> _CHALLENGE_: Pull out every line from the listing that has the word "this".

--- Start EXCERPTED RECORDS ---

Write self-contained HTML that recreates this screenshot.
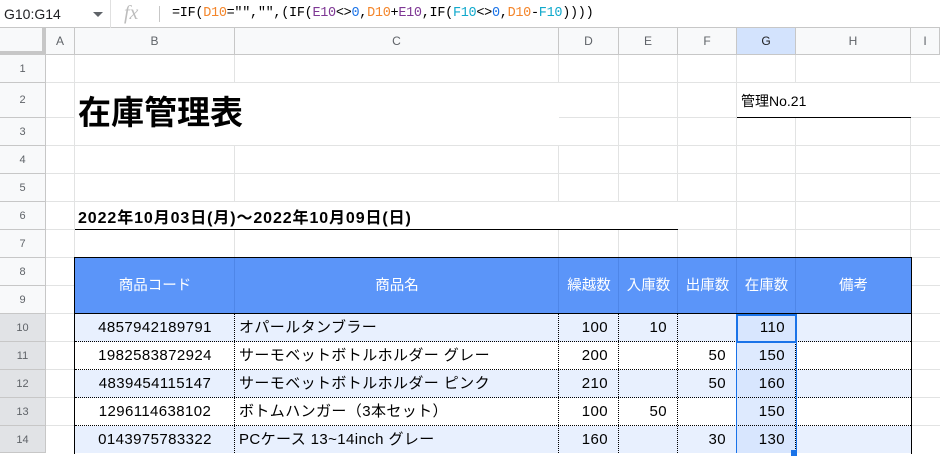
<!DOCTYPE html>
<html><head><meta charset="utf-8"><style>
*{margin:0;padding:0;box-sizing:border-box}
body{width:940px;height:453px;overflow:hidden;background:#fff;position:relative;font-family:"Liberation Sans","Noto Sans CJK JP",sans-serif;color:#000}
.a{position:absolute}
.vl{position:absolute;width:1px;background:#e2e3e3}
.hl{position:absolute;height:1px;background:#e2e3e3}
.ch{position:absolute;top:28px;height:27px;font-size:12px;color:#5f6368;text-align:center;line-height:27px;background:#f8f9fa;border-right:1px solid #c7c7c7;border-bottom:1px solid #c7c7c7}
.rh{position:absolute;left:0;width:46px;font-size:11px;color:#5f6368;text-align:center;background:#f8f9fa;border-right:1px solid #c7c7c7;border-bottom:1px solid #c7c7c7}
.c{position:absolute;font-size:15px;height:28px;line-height:28px;white-space:nowrap;padding:0 4px;letter-spacing:0.4px}
.r{text-align:right}
.h{color:#fff;font-size:14.5px;text-align:center;line-height:56px;height:56px;position:absolute;top:258px}
</style></head><body>
<div class="a" style="left:0;top:0;width:940px;height:28px;background:#fff;border-bottom:1px solid #c7c7c7"></div>
<div class="a" style="left:4px;top:6px;font-size:14px;color:#202124">G10:G14</div>
<div class="a" style="left:93px;top:12px;width:0;height:0;border-left:5px solid transparent;border-right:5px solid transparent;border-top:5px solid #5f6368"></div>
<div class="a" style="left:110px;top:0;width:1px;height:28px;background:#e0e0e0"></div>
<div class="a" style="left:124px;top:2px;font-size:20px;font-style:italic;color:#bdbdbd;font-family:'Liberation Serif',serif">fx</div>
<div class="a" style="left:159px;top:6px;width:1px;height:16px;background:#c7c7c7"></div>
<div class="a" style="left:172px;top:6px;font-size:13.5px;font-family:'Liberation Mono',monospace;color:#000;letter-spacing:-0.3px">=IF(<span style="color:#f4862b">D10</span>="","",(IF(<span style="color:#7e3794">E10</span>&lt;&gt;<span style="color:#1a73e8">0</span>,<span style="color:#f4862b">D10</span>+<span style="color:#7e3794">E10</span>,IF(<span style="color:#11a9cc">F10</span>&lt;&gt;<span style="color:#1a73e8">0</span>,<span style="color:#f4862b">D10</span>-<span style="color:#11a9cc">F10</span>))))</div>
<div class="vl" style="left:74px;top:55px;height:398px"></div>
<div class="vl" style="left:234px;top:55px;height:398px"></div>
<div class="vl" style="left:558px;top:55px;height:398px"></div>
<div class="vl" style="left:618px;top:55px;height:398px"></div>
<div class="vl" style="left:677px;top:55px;height:398px"></div>
<div class="vl" style="left:736px;top:55px;height:398px"></div>
<div class="vl" style="left:795px;top:55px;height:398px"></div>
<div class="vl" style="left:910px;top:55px;height:398px"></div>
<div class="hl" style="left:46px;top:82px;width:894px"></div>
<div class="hl" style="left:46px;top:117px;width:894px"></div>
<div class="hl" style="left:46px;top:145px;width:894px"></div>
<div class="hl" style="left:46px;top:173px;width:894px"></div>
<div class="hl" style="left:46px;top:201px;width:894px"></div>
<div class="hl" style="left:46px;top:229px;width:894px"></div>
<div class="hl" style="left:46px;top:257px;width:894px"></div>
<div class="hl" style="left:46px;top:285px;width:894px"></div>
<div class="hl" style="left:46px;top:313px;width:894px"></div>
<div class="hl" style="left:46px;top:341px;width:894px"></div>
<div class="hl" style="left:46px;top:369px;width:894px"></div>
<div class="hl" style="left:46px;top:397px;width:894px"></div>
<div class="hl" style="left:46px;top:425px;width:894px"></div>
<div class="a" style="left:75px;top:83px;width:484px;height:62px;background:#fff"></div>
<div class="a" style="left:75px;top:202px;width:603px;height:27px;background:#fff"></div>
<div class="a" style="left:737px;top:83px;width:174px;height:34px;background:#fff"></div>
<div class="ch" style="left:0;width:46px;border-right:4px solid #c7c7c7;border-bottom:4px solid #c7c7c7"></div>
<div class="ch" style="left:46px;width:29px">A</div>
<div class="ch" style="left:75px;width:160px">B</div>
<div class="ch" style="left:235px;width:324px">C</div>
<div class="ch" style="left:559px;width:60px">D</div>
<div class="ch" style="left:619px;width:59px">E</div>
<div class="ch" style="left:678px;width:59px">F</div>
<div class="ch" style="left:737px;width:59px;background:#d3e3fd;color:#202124">G</div>
<div class="ch" style="left:796px;width:115px">H</div>
<div class="ch" style="left:911px;width:29px">I</div>
<div class="rh" style="top:55px;height:28px;line-height:28px">1</div>
<div class="rh" style="top:83px;height:35px;line-height:35px">2</div>
<div class="rh" style="top:118px;height:28px;line-height:28px">3</div>
<div class="rh" style="top:146px;height:28px;line-height:28px">4</div>
<div class="rh" style="top:174px;height:28px;line-height:28px">5</div>
<div class="rh" style="top:202px;height:28px;line-height:28px">6</div>
<div class="rh" style="top:230px;height:28px;line-height:28px">7</div>
<div class="rh" style="top:258px;height:28px;line-height:28px">8</div>
<div class="rh" style="top:286px;height:28px;line-height:28px">9</div>
<div class="rh" style="top:314px;height:28px;line-height:28px;background:#e1e3e6">10</div>
<div class="rh" style="top:342px;height:28px;line-height:28px;background:#e1e3e6">11</div>
<div class="rh" style="top:370px;height:28px;line-height:28px;background:#e1e3e6">12</div>
<div class="rh" style="top:398px;height:28px;line-height:28px;background:#e1e3e6">13</div>
<div class="rh" style="top:426px;height:27px;line-height:28px;background:#e1e3e6">14</div>
<div class="a" style="left:78px;top:94px;font-size:33px;font-weight:bold;line-height:38px">在庫管理表</div>
<div class="a" style="left:741px;top:91px;font-size:14px">管理No.21</div>
<div class="a" style="left:737px;top:117px;width:174px;height:1px;background:#000"></div>
<div class="a" style="left:78px;top:204px;font-size:16px;font-weight:bold;letter-spacing:0.9px;white-space:nowrap">2022年10月03日(月)～2022年10月09日(日)</div>
<div class="a" style="left:75px;top:229px;width:603px;height:1px;background:#000"></div>
<div class="a" style="left:75px;top:314px;width:836px;height:28px;background:#e8f0fe"></div>
<div class="a" style="left:75px;top:342px;width:836px;height:28px;background:#fff"></div>
<div class="a" style="left:75px;top:370px;width:836px;height:28px;background:#e8f0fe"></div>
<div class="a" style="left:75px;top:398px;width:836px;height:28px;background:#fff"></div>
<div class="a" style="left:75px;top:426px;width:836px;height:27px;background:#e8f0fe"></div>
<div class="a" style="left:737px;top:314px;width:59px;height:139px;background:#d3e3fd;opacity:.75"></div>
<div class="a" style="left:75px;top:258px;width:836px;height:56px;background:#5b95f9"></div>
<div class="a" style="left:234px;top:258px;width:1px;height:56px;background:#4e86e8"></div>
<div class="a" style="left:558px;top:258px;width:1px;height:56px;background:#4e86e8"></div>
<div class="a" style="left:618px;top:258px;width:1px;height:56px;background:#4e86e8"></div>
<div class="a" style="left:677px;top:258px;width:1px;height:56px;background:#4e86e8"></div>
<div class="a" style="left:736px;top:258px;width:1px;height:56px;background:#4e86e8"></div>
<div class="a" style="left:795px;top:258px;width:1px;height:56px;background:#4e86e8"></div>
<div class="h" style="left:75px;width:160px">商品コード</div>
<div class="h" style="left:235px;width:324px">商品名</div>
<div class="h" style="left:559px;width:60px">繰越数</div>
<div class="h" style="left:619px;width:59px">入庫数</div>
<div class="h" style="left:678px;width:59px">出庫数</div>
<div class="h" style="left:737px;width:59px">在庫数</div>
<div class="h" style="left:796px;width:115px">備考</div>
<div class="a" style="left:75px;top:341px;width:836px;border-top:1px dotted #000"></div>
<div class="a" style="left:75px;top:369px;width:836px;border-top:1px dotted #000"></div>
<div class="a" style="left:75px;top:397px;width:836px;border-top:1px dotted #000"></div>
<div class="a" style="left:75px;top:425px;width:836px;border-top:1px dotted #000"></div>
<div class="a" style="left:234px;top:314px;height:139px;border-left:1px dotted #000"></div>
<div class="a" style="left:558px;top:314px;height:139px;border-left:1px dotted #000"></div>
<div class="a" style="left:618px;top:314px;height:139px;border-left:1px dotted #000"></div>
<div class="a" style="left:677px;top:314px;height:139px;border-left:1px dotted #000"></div>
<div class="a" style="left:736px;top:314px;height:139px;border-left:1px dotted #000"></div>
<div class="a" style="left:795px;top:314px;height:139px;border-left:1px dotted #000"></div>
<div class="a" style="left:74px;top:257px;width:838px;height:197px;border:1px solid #000;border-bottom:none"></div>
<div class="a" style="left:75px;top:313px;width:836px;height:1px;background:#000"></div>
<div class="a" style="left:736px;top:314px;width:61px;height:139px;border:1px solid #1a73e8;border-bottom:none"></div>
<div class="a" style="left:736px;top:314px;width:61px;height:29px;border:2px solid #1a73e8"></div>
<div class="a" style="left:791px;top:450px;width:6px;height:6px;background:#1a73e8"></div>
<div class="c" style="left:75px;top:314px;width:160px;text-align:center">4857942189791</div>
<div class="c" style="left:235px;top:314px">オパールタンブラー</div>
<div class="c r" style="left:559px;top:314px;width:60px;padding-right:11px">100</div>
<div class="c r" style="left:619px;top:314px;width:59px;padding-right:11px">10</div>
<div class="c r" style="left:737px;top:314px;width:59px;padding-right:11px">110</div>
<div class="c" style="left:75px;top:342px;width:160px;text-align:center">1982583872924</div>
<div class="c" style="left:235px;top:342px">サーモベットボトルホルダー グレー</div>
<div class="c r" style="left:559px;top:342px;width:60px;padding-right:11px">200</div>
<div class="c r" style="left:678px;top:342px;width:59px;padding-right:11px">50</div>
<div class="c r" style="left:737px;top:342px;width:59px;padding-right:11px">150</div>
<div class="c" style="left:75px;top:370px;width:160px;text-align:center">4839454115147</div>
<div class="c" style="left:235px;top:370px">サーモベットボトルホルダー ピンク</div>
<div class="c r" style="left:559px;top:370px;width:60px;padding-right:11px">210</div>
<div class="c r" style="left:678px;top:370px;width:59px;padding-right:11px">50</div>
<div class="c r" style="left:737px;top:370px;width:59px;padding-right:11px">160</div>
<div class="c" style="left:75px;top:398px;width:160px;text-align:center">1296114638102</div>
<div class="c" style="left:235px;top:398px">ボトムハンガー（3本セット）</div>
<div class="c r" style="left:559px;top:398px;width:60px;padding-right:11px">100</div>
<div class="c r" style="left:619px;top:398px;width:59px;padding-right:11px">50</div>
<div class="c r" style="left:737px;top:398px;width:59px;padding-right:11px">150</div>
<div class="c" style="left:75px;top:426px;width:160px;text-align:center">0143975783322</div>
<div class="c" style="left:235px;top:426px">PCケース 13~14inch グレー</div>
<div class="c r" style="left:559px;top:426px;width:60px;padding-right:11px">160</div>
<div class="c r" style="left:678px;top:426px;width:59px;padding-right:11px">30</div>
<div class="c r" style="left:737px;top:426px;width:59px;padding-right:11px">130</div>
</body></html>
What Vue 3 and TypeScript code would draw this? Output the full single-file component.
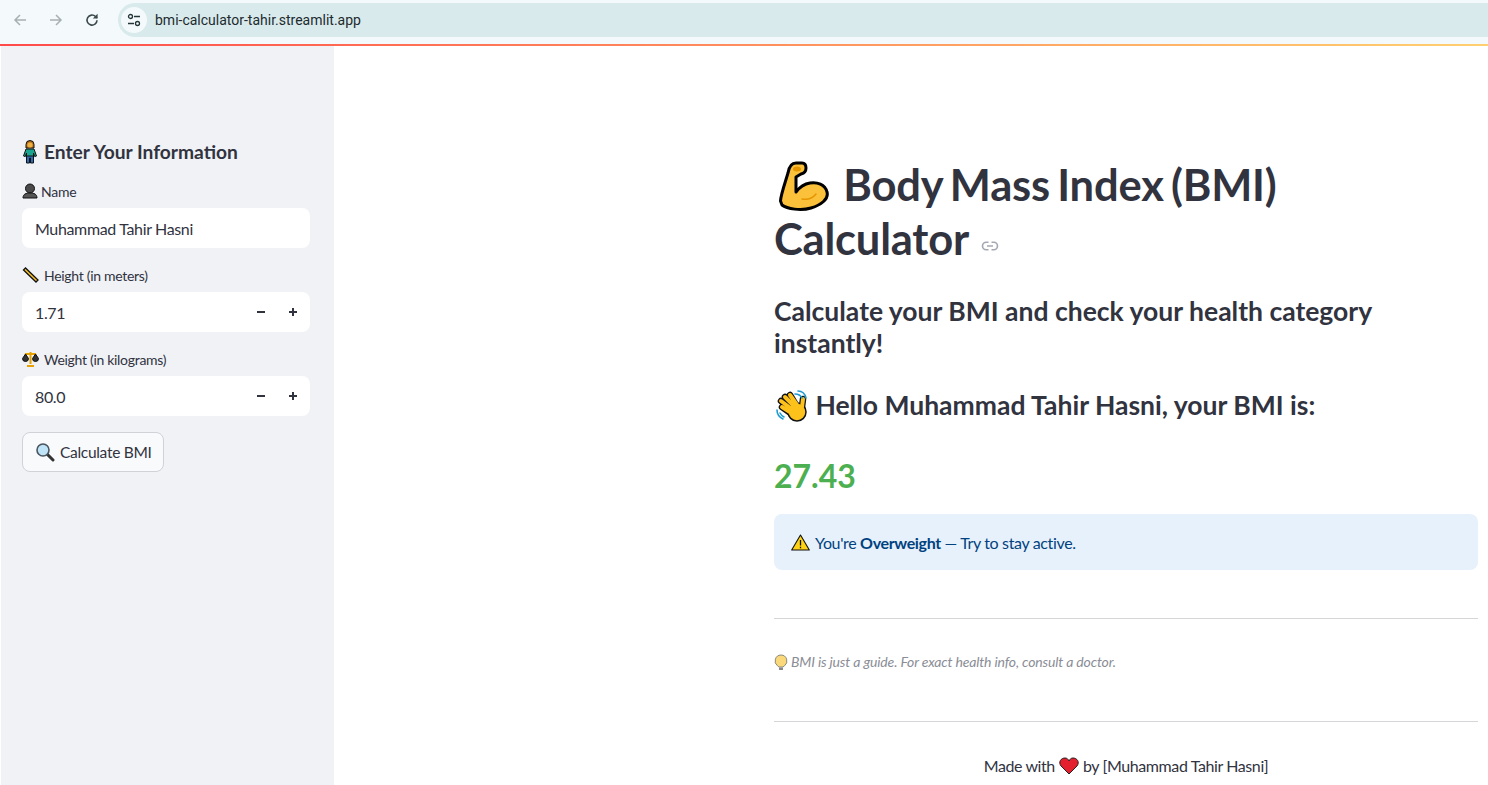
<script setup lang="ts">
import { ref } from 'vue';

const nombre = ref('Muhammad Tahir Hasni');
const altura = ref('1.71');
const peso = ref('80.0');
</script>

<template>
  <div class="page">
    <header class="chrome">
      <div class="nav">
        <svg class="nav-icon" viewBox="0 0 16 16"><path d="M14 8H3M8 3 3 8l5 5" fill="none" stroke="#a9b0b2" stroke-width="1.5" /></svg>
        <svg class="nav-icon" viewBox="0 0 16 16"><path d="M2 8h11M8 3l5 5-5 5" fill="none" stroke="#a9b0b2" stroke-width="1.5" /></svg>
        <svg class="nav-icon" viewBox="0 0 16 16"><path d="M13 8.2a5 5 0 1 1-1.500-3.700L13 6" fill="none" stroke="#3c4a4d" stroke-width="1.600" /><path d="M13.600 1.800v4.800H8.800z" fill="#3c4a4d" /></svg>
      </div>
      <div class="url">
        <span class="tune">
          <svg viewBox="0 0 16 16" width="16" height="16"><circle cx="4.500" cy="4.500" r="2" fill="none" stroke="#243438" stroke-width="1.300" /><path d="M8 4.500h6M2 11.500h6" stroke="#243438" stroke-width="1.300" /><circle cx="11.500" cy="11.500" r="2" fill="none" stroke="#243438" stroke-width="1.300" /></svg>
        </span>
        <span class="url-text">bmi-calculator-tahir.streamlit.app</span>
      </div>
    </header>
    <div class="rainbow"></div>

    <div class="body">
      <aside class="sidebar">
        <h2 class="side-title">
          <svg class="emoji" width="16" height="24" viewBox="0 0 16 24">
            <path d="M4 8V4.500a4 4 0 0 1 8 0V8z" fill="#b5701c" stroke="#111" />
            <circle cx="8" cy="5" r="2.600" fill="#f0b040" />
            <path d="M4 9h8l2.500 7-1.800.6L11.500 13v3.500h-7V13l-1.200 3.600-1.800-.6z" fill="#19a58f" stroke="#111" stroke-width="1" stroke-linejoin="round" />
            <path d="M4.500 16h7v7H8.500v-5h-1v5h-3z" fill="#2c6fb8" stroke="#111" stroke-width="1" stroke-linejoin="round" />
          </svg>
          Enter Your Information
        </h2>

        <label class="field-label">
          <svg class="emoji" width="16" height="16" viewBox="0 0 16 16">
            <circle cx="8" cy="5.500" r="4.500" fill="#4a4a4a" stroke="#111" />
            <path d="M1 15c0-4 3-5 7-5s7 1 7 5z" fill="#555" stroke="#111" />
          </svg>
          Name
        </label>
        <div class="input"><span>{{ nombre }}</span></div>

        <label class="field-label wide">
          <svg class="emoji" width="17" height="16" viewBox="0 0 17 16">
            <path d="M1.500 3 3.500 1 16 13l-2 2z" fill="#f5c02c" stroke="#111" stroke-width="1.300" />
          </svg>
          Height (in meters)
        </label>
        <div class="input">
          <span>{{ altura }}</span>
          <div class="steppers">
            <span class="step"><svg width="10" height="10" viewBox="0 0 10 10"><path d="M1 5h8" stroke="#31333f" stroke-width="2" /></svg></span>
            <span class="step"><svg width="10" height="10" viewBox="0 0 10 10"><path d="M1 5h8M5 1v8" stroke="#31333f" stroke-width="2" /></svg></span>
          </div>
        </div>

        <label class="field-label wide">
          <svg class="emoji" width="17" height="16" viewBox="0 0 17 16">
            <path d="M8.500 1v12M3 3h11M5 15h7" stroke="#e6a200" stroke-width="2" />
            <path d="M.5 7.500 3.500 3l3 4.500a3 3 0 0 1-6 0zM10.500 7.500l3-4.500 3 4.500a3 3 0 0 1-6 0z" fill="#333" stroke="#111" />
          </svg>
          Weight (in kilograms)
        </label>
        <div class="input">
          <span>{{ peso }}</span>
          <div class="steppers">
            <span class="step"><svg width="10" height="10" viewBox="0 0 10 10"><path d="M1 5h8" stroke="#31333f" stroke-width="2" /></svg></span>
            <span class="step"><svg width="10" height="10" viewBox="0 0 10 10"><path d="M1 5h8M5 1v8" stroke="#31333f" stroke-width="2" /></svg></span>
          </div>
        </div>

        <button class="calc">
          <svg width="20" height="20" viewBox="0 0 20 20">
            <path d="M12 12l6 6" stroke="#333" stroke-width="3" stroke-linecap="round" />
            <circle cx="8" cy="8" r="6" fill="#bfe3f7" stroke="#4a5560" stroke-width="1.600" />
          </svg>
          <span>Calculate BMI</span>
        </button>
      </aside>

      <main class="main">
        <h1 class="title">
          <svg class="muscle" width="50" height="50" viewBox="0 0 50 50">
            <path d="M1.500 40C1.500 35 5 25 9 12 10 6 12 2 17 2h6c3 0 4 2 4 5s-1 5-5 6l-5 3v15c3-4 7-8 14-9 7-1 15 1 17 9 2 7-6 13-16 16-10 3-24 1-29-3z" fill="#fcc13b" stroke="#000" stroke-width="3" stroke-linejoin="round" />
            <path d="M23 38c5 1 10 0 14-5" fill="none" stroke="#e59600" stroke-width="1.500" stroke-linecap="round" />
            <ellipse cx="18" cy="8" rx="4" ry="2.500" fill="#e59600" />
          </svg>
          Body Mass Index (BMI)<br />Calculator
          <svg class="link" width="18" height="18" viewBox="0 0 24 24" fill="none" stroke="#a3a8b4" stroke-width="2.200"><path d="M10 7H7a5 5 0 0 0 0 10h3M14 7h3a5 5 0 0 1 0 10h-3M8 12h8" /></svg>
        </h1>

        <h3 class="sub">Calculate your BMI and check your health category instantly!</h3>

        <h3 class="hello">
          <svg class="wave" width="34" height="34" viewBox="0 0 34 34">
            <g fill="none" stroke="#111" stroke-width="6.500" stroke-linecap="round">
              <path d="M17 25 7 18M17 21 6 12M19 18 10 8M21 16 15 6M27 18l1-8" />
            </g>
            <circle cx="22" cy="23" r="9" fill="#fcc21b" stroke="#111" stroke-width="1.500" />
            <g fill="none" stroke="#fcc21b" stroke-width="4" stroke-linecap="round">
              <path d="M18 25 7 18M18 21 6 12M20 18 10 8M22 16 15 6M27 18l1-8" />
            </g>
            <path d="M23 2c4 0 7 3 8 7M20 5c3 0 6 2 7 4M2 21c0 4 2 7 6 9M5 24c1 2 2 3 4 4" fill="none" stroke="#1d9bd1" stroke-width="1.600" stroke-linecap="round" />
          </svg>
          Hello Muhammad Tahir Hasni, your BMI is:
        </h3>

        <p class="valor">27.43</p>

        <div class="alert">
          <svg width="19" height="17" viewBox="0 0 19 17"><path d="M9.500 1 18.300 16H.7z" fill="#fcd116" stroke="#111" stroke-width="1.100" stroke-linejoin="round" /><path d="M9.500 6v5.500M9.500 12.800v1.400" stroke="#111" stroke-width="1.300" /></svg>
          <span>You're <strong>Overweight</strong> — Try to stay active.</span>
        </div>

        <hr class="sep first" />

        <p class="note">
          <svg width="14" height="17" viewBox="0 0 14 17"><path d="M7 1a6 6 0 0 0-3.500 10.800L5 13h4l1.500-1.200A6 6 0 0 0 7 1z" fill="#fbd97a" stroke="#8a8a7a" /><path d="M5 13.500h4v2.500H5z" fill="#888" /></svg>
          <em>BMI is just a guide. For exact health info, consult a doctor.</em>
        </p>

        <hr class="sep second" />

        <p class="made">
          Made with
          <svg width="20" height="18" viewBox="0 0 20 18"><path d="M10 17 2 9C-1 5 2 1 6 1c2 0 3 1 4 3 1-2 2-3 4-3 4 0 7 4 4 8z" fill="#e5202e" stroke="#222" /></svg>
          by [Muhammad Tahir Hasni]
        </p>
      </main>
    </div>
  </div>
</template>

<style>
html,
body {
  margin: 0;
  background: #fff;
}
</style>

<style scoped>
.page {
  height: 785px;
  overflow: hidden;
  display: flex;
  flex-direction: column;
  font-family: 'Lato', 'Noto Sans', sans-serif;
  color: #31333f;
}

.chrome {
  height: 44px;
  flex: none;
  display: flex;
  align-items: flex-start;
  background: #f4fafb;
}
.nav {
  display: flex;
  gap: 20px;
  padding: 12px 0 0 12px;
  width: 118px;
  box-sizing: border-box;
  flex: none;
}
.nav-icon {
  width: 16px;
  height: 16px;
}
.url {
  flex: 1;
  height: 34px;
  margin-top: 3px;
  background: #d9eaec;
  border-radius: 17px 0 0 17px;
  display: flex;
  align-items: center;
  font-family: 'Roboto', sans-serif;
  font-size: 14px;
  color: #1c2b2f;
}
.tune {
  width: 26px;
  height: 26px;
  margin: 0 8px 0 3px;
  border-radius: 50%;
  background: #f4fafb;
  display: flex;
  align-items: center;
  justify-content: center;
}
.rainbow {
  height: 2px;
  flex: none;
  background: linear-gradient(90deg, #ff4b4b, #ffd070);
}

.body {
  flex: 1;
  display: flex;
  padding-left: 1px;
}
.sidebar {
  width: 333px;
  flex: none;
  box-sizing: border-box;
  padding: 93px 24px 0 21px;
  background: #f0f2f6;
}
.side-title {
  margin: 0 0 16px;
  display: flex;
  align-items: center;
  gap: 6px;
  font-size: 19.200px;
  line-height: 26px;
  font-weight: 700;
}
.field-label {
  display: flex;
  align-items: center;
  gap: 3px;
  height: 20px;
  margin-bottom: 7px;
  font-size: 14px;
  letter-spacing: -0.200px;
}
.field-label.wide {
  gap: 5px;
  letter-spacing: -0.300px;
}
.input {
  height: 40px;
  box-sizing: border-box;
  padding: 0 1px 0 13px;
  margin-bottom: 17px;
  background: #fff;
  border-radius: 8px;
  display: flex;
  align-items: center;
  justify-content: space-between;
  font-size: 16px;
  letter-spacing: -0.350px;
}
.steppers {
  display: flex;
}
.step {
  width: 32px;
  display: flex;
  justify-content: center;
}
.calc {
  display: flex;
  align-items: center;
  gap: 5px;
  height: 40px;
  padding: 0 11px 0 12px;
  margin-top: -1px;
  background: #f9fafc;
  border: 1px solid #d0d2d8;
  border-radius: 8px;
  font: inherit;
  font-size: 15.500px;
  letter-spacing: -0.300px;
  color: #31333f;
}

.main {
  flex: 1;
  padding: 111px 10px 0 440px;
  min-width: 0;
}
.title {
  margin: 0 0 30px;
  font-size: 43.500px;
  line-height: 54px;
  font-weight: 700;
  letter-spacing: -0.200px;
  word-spacing: -3px;
}
.muscle {
  vertical-align: -10px;
  margin-left: 5px;
  margin-right: 7px;
}
.link {
  vertical-align: 0;
  margin-left: 6px;
}
.sub,
.hello {
  margin: 0;
  font-size: 26.500px;
  line-height: 32px;
  font-weight: 700;
}
.hello {
  margin-top: 30px;
}
.wave {
  vertical-align: -8px;
  margin-left: 1px;
}
.valor {
  margin: 31px 0 0;
  font-size: 32px;
  line-height: 44px;
  font-weight: 700;
  color: #4caf50;
}
.alert {
  display: flex;
  align-items: center;
  gap: 5px;
  height: 56px;
  margin-top: 16px;
  padding: 0 17px;
  background: #e7f1fb;
  border-radius: 8px;
  font-size: 16px;
  letter-spacing: -0.350px;
  color: #004280;
}
.sep {
  margin: 0;
  border: none;
  border-top: 1px solid #d6d6d8;
}
.first {
  margin-top: 48px;
}
.note {
  margin: 33px 0 0;
  display: flex;
  align-items: center;
  gap: 3px;
  font-size: 14px;
  line-height: 20px;
  letter-spacing: -0.150px;
  color: #8a8d96;
}
.second {
  margin-top: 49px;
}
.made {
  margin: 33px 0 0;
  display: flex;
  justify-content: center;
  align-items: center;
  gap: 4px;
  font-size: 16px;
  line-height: 22px;
  letter-spacing: -0.400px;
}
</style>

--- End EXCERPTED RECORDS ---

> _CORRECT ANSWER_:
Write self-contained HTML that recreates this screenshot.
What Vue 3 and TypeScript code would draw this? Output the full single-file component.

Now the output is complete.